┏━━

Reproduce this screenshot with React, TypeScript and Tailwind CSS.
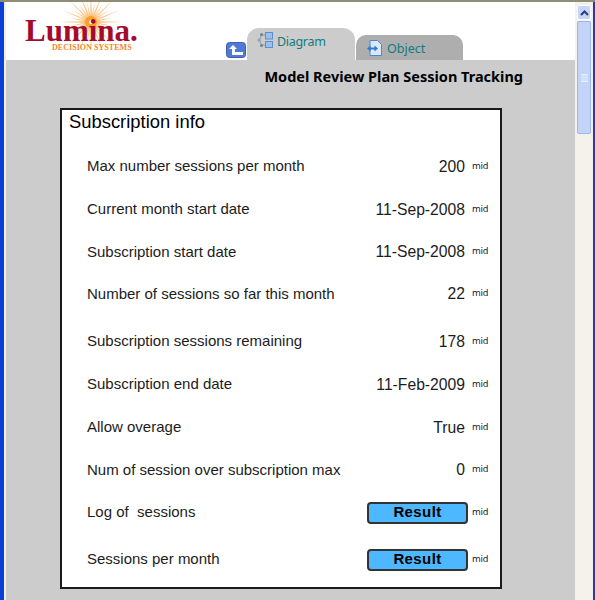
import React from 'react';

const rows = [
  { label: 'Max number sessions per month', value: '200', cls: 'h-[43px]' },
  { label: 'Current month start date', value: '11-Sep-2008', cls: 'h-[43px]' },
  { label: 'Subscription start date', value: '11-Sep-2008', cls: 'h-[42px]' },
  { label: 'Number of sessions so far this month', value: '22', cls: 'h-[42px]' },
  { label: 'Subscription sessions remaining', value: '178', cls: 'h-[43px] mt-[5px]' },
  { label: 'Subscription end date', value: '11-Feb-2009', cls: 'h-[43px]' },
  { label: 'Allow overage', value: 'True', cls: 'h-[43px]' },
  { label: 'Num of session over subscription max', value: '0', cls: 'h-[42px]' },
  { label: 'Log of\u00a0 sessions', button: true, cls: 'h-[43px]' },
  { label: 'Sessions per month', button: true, cls: 'h-[43px] mt-[4px]' },
];

function Sun() {
  const rays = Array.from({ length: 32 }, (_, i) => (i * Math.PI * 2) / 32);
  return (
    <svg width="76" height="50" viewBox="0 0 76 50" className="absolute left-[47px] top-0">
      {rays.map((a, i) => {
        const len = i % 2 === 0 ? 32 : 21;
        const x = 38 + Math.cos(a) * len;
        const y = 20 + Math.sin(a) * len;
        const nx = Math.cos(a + Math.PI / 2) * 1.2;
        const ny = Math.sin(a + Math.PI / 2) * 1.2;
        return <polygon key={i} points={`${38 + nx},${20 + ny} ${x},${y} ${38 - nx},${20 - ny}`} fill="#f9a94a" opacity="0.6" />;
      })}
      <circle cx="38" cy="20" r="6" fill="#f7a030" />
      <circle cx="38" cy="20" r="2" fill="#fff" />
    </svg>
  );
}

function Logo() {
  return (
    <div className="relative w-[150px] h-[58px] shrink-0">
      <Sun />
      <div className="absolute left-[19px] top-[16px] text-[31px] leading-[26px] font-bold text-[#a50b2c] font-['Liberation_Serif',serif]">
        Lumina.
      </div>
      <div className="absolute left-[46px] top-[42px] text-[8px] leading-[8px] font-bold text-[#f0872a] tracking-[0.05px] font-['Liberation_Serif',serif] whitespace-nowrap">
        DECISION SYSTEMS
      </div>
    </div>
  );
}

function BackIcon() {
  return (
    <svg width="20" height="16" viewBox="0 0 20 16" className="shrink-0">
      <rect x="0.5" y="0.5" width="19" height="15" rx="3" fill="#4f7bd4" stroke="#3d5fb4" />
      <path d="M7 3 11 7H9v3h8v3H6V7H3z" fill="#fff" />
    </svg>
  );
}

function DiagramIcon() {
  return (
    <svg width="16" height="16" viewBox="0 0 16 16" className="shrink-0">
      <rect x="8.5" y="0.5" width="7" height="6.5" fill="#9cc0ee" stroke="#5c8fcb" />
      <rect x="8.5" y="9.5" width="7" height="6" fill="#9cc0ee" stroke="#5c8fcb" />
      <path d="M8 3H4.5L2.5 8l2 5H8" fill="none" stroke="#8b96a3" />
      <circle cx="4.5" cy="2.5" r="1.5" fill="#77808c" />
      <circle cx="4.5" cy="13.5" r="1.5" fill="#77808c" />
      <circle cx="2" cy="8" r="1.5" fill="#8fa0b4" />
    </svg>
  );
}

function ObjectIcon() {
  return (
    <svg width="15" height="16" viewBox="0 0 15 16" className="shrink-0">
      <path d="M3 .5h7.5l4 4v11H3z" fill="#dbe8f8" stroke="#4d86cc" />
      <path d="M0 8.5 3.5 5.5v2h4v-2l3.5 3-3.5 3v-2h-4v2z" fill="#2f7bd6" />
    </svg>
  );
}

export default function App() {
  return (
    <div className="w-[595px] h-[600px] overflow-hidden flex flex-col bg-white font-['Liberation_Sans',sans-serif]">
      <div className="h-[2px] bg-[#8f8d78] shrink-0" />
      <div className="flex flex-1 min-h-0">
        <div className="w-[4px] bg-[#0a3fd8] shrink-0" />
        <div className="w-[2px] bg-[#f2efe4] shrink-0" />

        <div className="flex-1 min-w-0 flex flex-col">
          <div className="h-[58px] bg-white flex items-end shrink-0">
            <Logo />
            <div className="ml-[70px] mb-[2px]">
              <BackIcon />
            </div>
            <div className="ml-[1px] w-[108px] h-[32px] bg-[#cccccc] rounded-t-[12px] flex items-start gap-[4px] pl-[10px] pt-[4px] text-[12.5px] leading-[17px] text-[#0f7c80] font-['Noto_Sans',sans-serif]">
              <DiagramIcon />
              <span className="mt-[1px] tracking-[-0.3px]">Diagram</span>
            </div>
            <div className="ml-[1px] w-[107px] h-[25px] bg-[#aeaeae] rounded-t-[10px] flex items-start gap-[5px] pl-[11px] pt-[5px] text-[12.5px] leading-[17px] text-[#0f7c80] font-['Noto_Sans',sans-serif]">
              <ObjectIcon />
              <span>Object</span>
            </div>
          </div>

          <div className="flex-1 min-h-0 bg-[#cccccc] pl-[54px]">
            <div className="w-[463px] pt-[6px] h-[48px] text-right">
              <div className="text-[14.5px] leading-[20px] font-bold text-black font-['Noto_Sans',sans-serif] whitespace-nowrap">
                Model Review Plan Session Tracking
              </div>
            </div>
            <div className="w-[442px] h-[481px] bg-white border-2 border-[#1a1a1a] pl-[7px]">
              <div className="text-[18.4px] leading-[22px] text-black h-[35px] pt-[1px]">Subscription info</div>
              <div className="pl-[18px]">
                {rows.map((r) => (
                  <div key={r.label} className={`flex items-center ${r.cls}`}>
                    <div className="flex-1 text-[15px] text-[#1c1c1c] whitespace-nowrap">{r.label}</div>
                    {r.button ? (
                      <div className="w-[101px] h-[22px] mr-[4px] rounded-[4px] border-2 border-[#333] bg-[#4db8ff] text-[15px] leading-[16px] tracking-[0.4px] font-bold text-black text-center">
                        Result
                      </div>
                    ) : (
                      <div className="text-[15.7px] text-[#1c1c1c] mr-[7px] whitespace-nowrap">{r.value}</div>
                    )}
                    <div className="w-[21px] text-[9px] text-[#222] font-['DejaVu_Sans',sans-serif] tracking-[-0.2px] shrink-0 mr-[7px]">mid</div>
                  </div>
                ))}
              </div>
            </div>
          </div>
        </div>

        <div className="w-[17px] bg-[#f4f2ea] shrink-0 flex flex-col items-start pl-[2px] pt-[3px] gap-[1px]">
          <div className="w-[14px] h-[15px] rounded-[2px] bg-[#c5d6f8] border border-white flex items-center justify-center">
            <svg width="9" height="6" viewBox="0 0 9 6">
              <path d="M1 5 4.5 1.5 8 5" fill="none" stroke="#2a3f75" strokeWidth="2" />
            </svg>
          </div>
          <div className="w-[14px] h-[113px] rounded-[2px] bg-[#c3d4f9] border border-[#9db5ec] flex items-center justify-center">
            <div className="w-[7px] h-[8px] border-y border-[#e8eefc] bg-[#d5e1fb]" />
          </div>
        </div>
        <div className="w-[1px] bg-[#f2efe4] shrink-0" />
        <div className="w-[2px] bg-[#0a3fd8] shrink-0" />
      </div>
    </div>
  );
}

┗━━

_Directions_: Could you repeat all of the material exactly? Pictures should not be copied.

_In response_:
Reproduce this screenshot with React, TypeScript and Tailwind CSS.
import React from 'react';

const rows = [
  { label: 'Max number sessions per month', value: '200', cls: 'h-[43px]' },
  { label: 'Current month start date', value: '11-Sep-2008', cls: 'h-[43px]' },
  { label: 'Subscription start date', value: '11-Sep-2008', cls: 'h-[42px]' },
  { label: 'Number of sessions so far this month', value: '22', cls: 'h-[42px]' },
  { label: 'Subscription sessions remaining', value: '178', cls: 'h-[43px] mt-[5px]' },
  { label: 'Subscription end date', value: '11-Feb-2009', cls: 'h-[43px]' },
  { label: 'Allow overage', value: 'True', cls: 'h-[43px]' },
  { label: 'Num of session over subscription max', value: '0', cls: 'h-[42px]' },
  { label: 'Log of\u00a0 sessions', button: true, cls: 'h-[43px]' },
  { label: 'Sessions per month', button: true, cls: 'h-[43px] mt-[4px]' },
];

function Sun() {
  const rays = Array.from({ length: 32 }, (_, i) => (i * Math.PI * 2) / 32);
  return (
    <svg width="76" height="50" viewBox="0 0 76 50" className="absolute left-[47px] top-0">
      {rays.map((a, i) => {
        const len = i % 2 === 0 ? 32 : 21;
        const x = 38 + Math.cos(a) * len;
        const y = 20 + Math.sin(a) * len;
        const nx = Math.cos(a + Math.PI / 2) * 1.2;
        const ny = Math.sin(a + Math.PI / 2) * 1.2;
        return <polygon key={i} points={`${38 + nx},${20 + ny} ${x},${y} ${38 - nx},${20 - ny}`} fill="#f9a94a" opacity="0.6" />;
      })}
      <circle cx="38" cy="20" r="6" fill="#f7a030" />
      <circle cx="38" cy="20" r="2" fill="#fff" />
    </svg>
  );
}

function Logo() {
  return (
    <div className="relative w-[150px] h-[58px] shrink-0">
      <Sun />
      <div className="absolute left-[19px] top-[16px] text-[31px] leading-[26px] font-bold text-[#a50b2c] font-['Liberation_Serif',serif]">
        Lumina.
      </div>
      <div className="absolute left-[46px] top-[42px] text-[8px] leading-[8px] font-bold text-[#f0872a] tracking-[0.05px] font-['Liberation_Serif',serif] whitespace-nowrap">
        DECISION SYSTEMS
      </div>
    </div>
  );
}

function BackIcon() {
  return (
    <svg width="20" height="16" viewBox="0 0 20 16" className="shrink-0">
      <rect x="0.5" y="0.5" width="19" height="15" rx="3" fill="#4f7bd4" stroke="#3d5fb4" />
      <path d="M7 3 11 7H9v3h8v3H6V7H3z" fill="#fff" />
    </svg>
  );
}

function DiagramIcon() {
  return (
    <svg width="16" height="16" viewBox="0 0 16 16" className="shrink-0">
      <rect x="8.5" y="0.5" width="7" height="6.5" fill="#9cc0ee" stroke="#5c8fcb" />
      <rect x="8.5" y="9.5" width="7" height="6" fill="#9cc0ee" stroke="#5c8fcb" />
      <path d="M8 3H4.5L2.5 8l2 5H8" fill="none" stroke="#8b96a3" />
      <circle cx="4.5" cy="2.5" r="1.5" fill="#77808c" />
      <circle cx="4.5" cy="13.5" r="1.5" fill="#77808c" />
      <circle cx="2" cy="8" r="1.5" fill="#8fa0b4" />
    </svg>
  );
}

function ObjectIcon() {
  return (
    <svg width="15" height="16" viewBox="0 0 15 16" className="shrink-0">
      <path d="M3 .5h7.5l4 4v11H3z" fill="#dbe8f8" stroke="#4d86cc" />
      <path d="M0 8.5 3.5 5.5v2h4v-2l3.5 3-3.5 3v-2h-4v2z" fill="#2f7bd6" />
    </svg>
  );
}

export default function App() {
  return (
    <div className="w-[595px] h-[600px] overflow-hidden flex flex-col bg-white font-['Liberation_Sans',sans-serif]">
      <div className="h-[2px] bg-[#8f8d78] shrink-0" />
      <div className="flex flex-1 min-h-0">
        <div className="w-[4px] bg-[#0a3fd8] shrink-0" />
        <div className="w-[2px] bg-[#f2efe4] shrink-0" />

        <div className="flex-1 min-w-0 flex flex-col">
          <div className="h-[58px] bg-white flex items-end shrink-0">
            <Logo />
            <div className="ml-[70px] mb-[2px]">
              <BackIcon />
            </div>
            <div className="ml-[1px] w-[108px] h-[32px] bg-[#cccccc] rounded-t-[12px] flex items-start gap-[4px] pl-[10px] pt-[4px] text-[12.5px] leading-[17px] text-[#0f7c80] font-['Noto_Sans',sans-serif]">
              <DiagramIcon />
              <span className="mt-[1px] tracking-[-0.3px]">Diagram</span>
            </div>
            <div className="ml-[1px] w-[107px] h-[25px] bg-[#aeaeae] rounded-t-[10px] flex items-start gap-[5px] pl-[11px] pt-[5px] text-[12.5px] leading-[17px] text-[#0f7c80] font-['Noto_Sans',sans-serif]">
              <ObjectIcon />
              <span>Object</span>
            </div>
          </div>

          <div className="flex-1 min-h-0 bg-[#cccccc] pl-[54px]">
            <div className="w-[463px] pt-[6px] h-[48px] text-right">
              <div className="text-[14.5px] leading-[20px] font-bold text-black font-['Noto_Sans',sans-serif] whitespace-nowrap">
                Model Review Plan Session Tracking
              </div>
            </div>
            <div className="w-[442px] h-[481px] bg-white border-2 border-[#1a1a1a] pl-[7px]">
              <div className="text-[18.4px] leading-[22px] text-black h-[35px] pt-[1px]">Subscription info</div>
              <div className="pl-[18px]">
                {rows.map((r) => (
                  <div key={r.label} className={`flex items-center ${r.cls}`}>
                    <div className="flex-1 text-[15px] text-[#1c1c1c] whitespace-nowrap">{r.label}</div>
                    {r.button ? (
                      <div className="w-[101px] h-[22px] mr-[4px] rounded-[4px] border-2 border-[#333] bg-[#4db8ff] text-[15px] leading-[16px] tracking-[0.4px] font-bold text-black text-center">
                        Result
                      </div>
                    ) : (
                      <div className="text-[15.7px] text-[#1c1c1c] mr-[7px] whitespace-nowrap">{r.value}</div>
                    )}
                    <div className="w-[21px] text-[9px] text-[#222] font-['DejaVu_Sans',sans-serif] tracking-[-0.2px] shrink-0 mr-[7px]">mid</div>
                  </div>
                ))}
              </div>
            </div>
          </div>
        </div>

        <div className="w-[17px] bg-[#f4f2ea] shrink-0 flex flex-col items-start pl-[2px] pt-[3px] gap-[1px]">
          <div className="w-[14px] h-[15px] rounded-[2px] bg-[#c5d6f8] border border-white flex items-center justify-center">
            <svg width="9" height="6" viewBox="0 0 9 6">
              <path d="M1 5 4.5 1.5 8 5" fill="none" stroke="#2a3f75" strokeWidth="2" />
            </svg>
          </div>
          <div className="w-[14px] h-[113px] rounded-[2px] bg-[#c3d4f9] border border-[#9db5ec] flex items-center justify-center">
            <div className="w-[7px] h-[8px] border-y border-[#e8eefc] bg-[#d5e1fb]" />
          </div>
        </div>
        <div className="w-[1px] bg-[#f2efe4] shrink-0" />
        <div className="w-[2px] bg-[#0a3fd8] shrink-0" />
      </div>
    </div>
  );
}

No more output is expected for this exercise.